Deputies also showed Santiago’s girlfriend the motion filed July 18 to modify the civil protection order with narratives requesting the change and with Santiago’s signature. Santiago told deputies he did not write the narratives and that it wasn’t his signature. He said his name was misspelled in the signature, court records state.

Deputies met with Clark, who said she had never seen the order Santiago’s girlfriend had provided, and the judge said she never signed it, according to the affidavit.

Investigators reviewed the recording of the court hearing in which Clark agreed to set the distance provision in the criminal protection order involving Prendergast at 500 feet. But Clark noted the civil protection order still prohibited him from coming within 5,000 feet of Foss, and Santiago would need to file a motion in the civil case for that judge to consider changing it, court records state.

Townsend sent deputies an email earlier this month saying, “I am not sure what is going on with the client. But here is what we have on the file,” the affidavit states. The email included the order modifying the criminal protection order to 500 feet and the July 18 motion to modify the civil order.

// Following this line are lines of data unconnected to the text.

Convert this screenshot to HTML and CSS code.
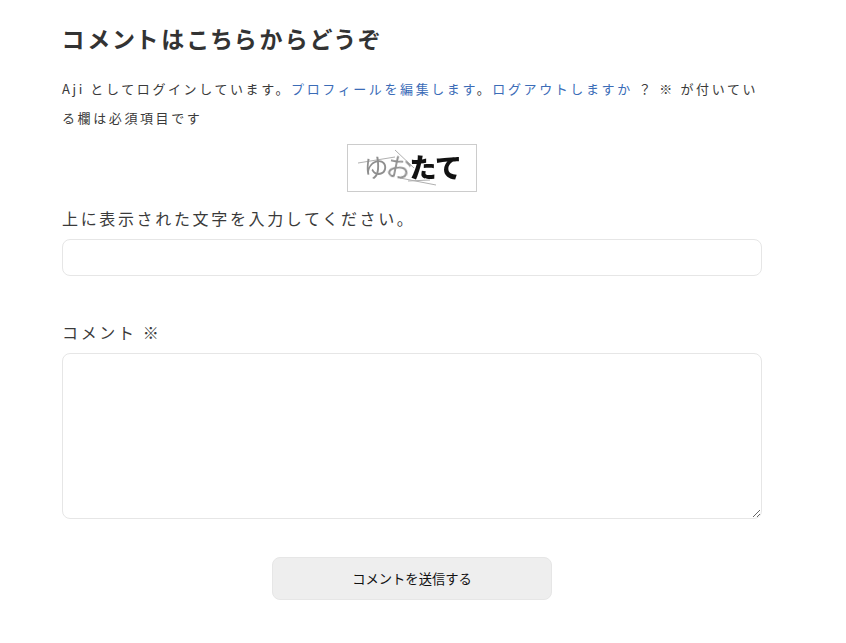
FILE: index.html
```html
<!DOCTYPE html>
<html lang="ja">
<head>
  <meta charset="UTF-8">
  <meta name="viewport" content="width=device-width, initial-scale=1.0">
  <title>コメント</title>
  <link rel="stylesheet" href="styles.css">
</head>
<body>
  <div id="respond">
    <h3 class="reply-title">コメントはこちらからどうぞ</h3>
    <form>
      <p class="logged-in">Aji としてログインしています。<a href="#">プロフィールを編集します</a>。<a href="#">ログアウトしますか</a> ？ ※ が付いている欄は必須項目です</p>
      <div class="captcha-row">
        <div class="captcha">
          <svg class="captcha-lines" width="128" height="46" viewBox="0 0 128 46">
            <path d="M10 18 L47 12 M47 5 L66 23 M52 33 L88 40 M60 36 L82 35" fill="none" stroke="#b0b0b0" stroke-width="1"/>
          </svg>
          <span class="captcha-faint">ゆ</span><span class="captcha-faint captcha-tilt">お</span><span class="captcha-bold">たて</span>
        </div>
      </div>
      <label class="field-label" for="captcha-input">上に表示された文字を入力してください。</label>
      <input class="text-input" id="captcha-input" type="text">
      <label class="field-label comment-label" for="comment">コメント ※</label>
      <textarea class="comment-input" id="comment"></textarea>
      <div class="submit-row">
        <button class="submit-button" type="button">コメントを送信する</button>
      </div>
    </form>
  </div>
</body>
</html>
```

FILE: styles.css
```css
body {
  margin: 0;
  background: #fff;
  color: #3a3a3a;
  font-family: "Noto Sans CJK JP", "Noto Sans", sans-serif;
}

#respond {
  width: 700px;
  padding: 22px 0 0 62px;
}

.reply-title {
  margin: 0 0 20px;
  font-size: 23px;
  line-height: 32px;
  font-weight: 700;
  letter-spacing: 0.173em;
  font-feature-settings: "palt";
  color: #333;
}

.logged-in {
  margin: 0 0 12px;
  font-size: 13px;
  line-height: 29px;
  letter-spacing: 2.6px;
}

.logged-in a {
  color: #3b6cb7;
  text-decoration: none;
}

.captcha-row {
  display: flex;
  justify-content: center;
}

.captcha {
  position: relative;
  display: flex;
  align-items: center;
  justify-content: center;
  box-sizing: border-box;
  width: 130px;
  height: 48px;
  padding-bottom: 4px;
  border: 1px solid #ccc;
  overflow: hidden;
}

.captcha-lines {
  position: absolute;
  top: 0;
  left: 0;
}

.captcha-faint {
  color: #8f8f8f;
  font-size: 25px;
  font-weight: 400;
  letter-spacing: -2px;
  filter: blur(0.4px);
}

.captcha-tilt {
  transform: rotate(12deg);
}

.captcha-bold {
  color: #111;
  font-size: 27px;
  font-weight: 900;
  letter-spacing: -1.5px;
  filter: blur(0.4px);
}

.field-label {
  display: block;
  margin-top: 12px;
  font-size: 16px;
  line-height: 28px;
  letter-spacing: 0.166em;
}

.text-input {
  display: block;
  box-sizing: border-box;
  width: 700px;
  height: 37px;
  margin-top: 7px;
  border: 1px solid #e6e6e6;
  border-radius: 8px;
  outline: none;
}

.comment-label {
  margin-top: 42px;
}

.comment-input {
  display: block;
  box-sizing: border-box;
  width: 700px;
  height: 166px;
  margin-top: 7px;
  border: 1px solid #e6e6e6;
  border-radius: 8px;
  outline: none;
}

.submit-row {
  display: flex;
  justify-content: center;
  margin-top: 38px;
}

.submit-button {
  width: 280px;
  height: 43px;
  padding: 0 6px 1px;
  background: #eee;
  border: 1px solid #e6e6e6;
  border-radius: 8px;
  color: #111;
  font-family: inherit;
  font-size: 13.3px;
}
```
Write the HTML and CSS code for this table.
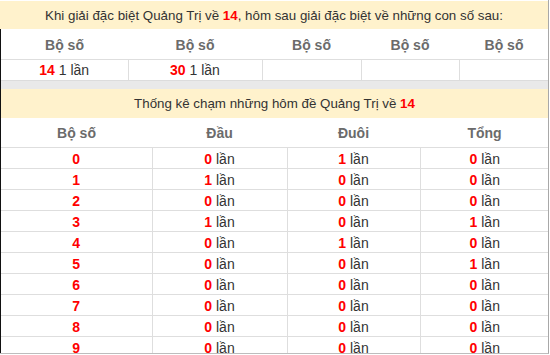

The investigator said he replied to Townsend with the order that Santiago’s girlfriend had sent him, and he asked Townsend whether she could confirm she’d sent that order, according to court records.

Townsend replied to the deputy two days later, saying Santiago and his girlfriend provided documents to her office to be scanned. She said her office did not create the documents, and it advised the couple that some of the documents were not in the court file. She said her office told the couple they would need to go to civil court for the order they were seeking and that the narratives were e-signed by Santiago, the affidavit states.

Townsend has since withdrawn from Santiago’s cases, citing professional rules around confidentiality, court records show.

“Based on all this, I believe Josephine Townsend received a modification for one of two protection orders on behalf of her client. Ms. Townsend was contacted by her client on the night of 17 July 2024 who advised Ms. Townsend that law enforcement had arrived to arrest her client for violating the unmodified order. I believe Ms. Townsend then forged an order modifying the second protection order and emailed it to her client to present to law enforcement and thus evade arrest by deception,” the investigator wrote in the affidavit.


Editor’s note: This story has been updated to include Josephine Townsend’s response to The Columbian’s inquiries.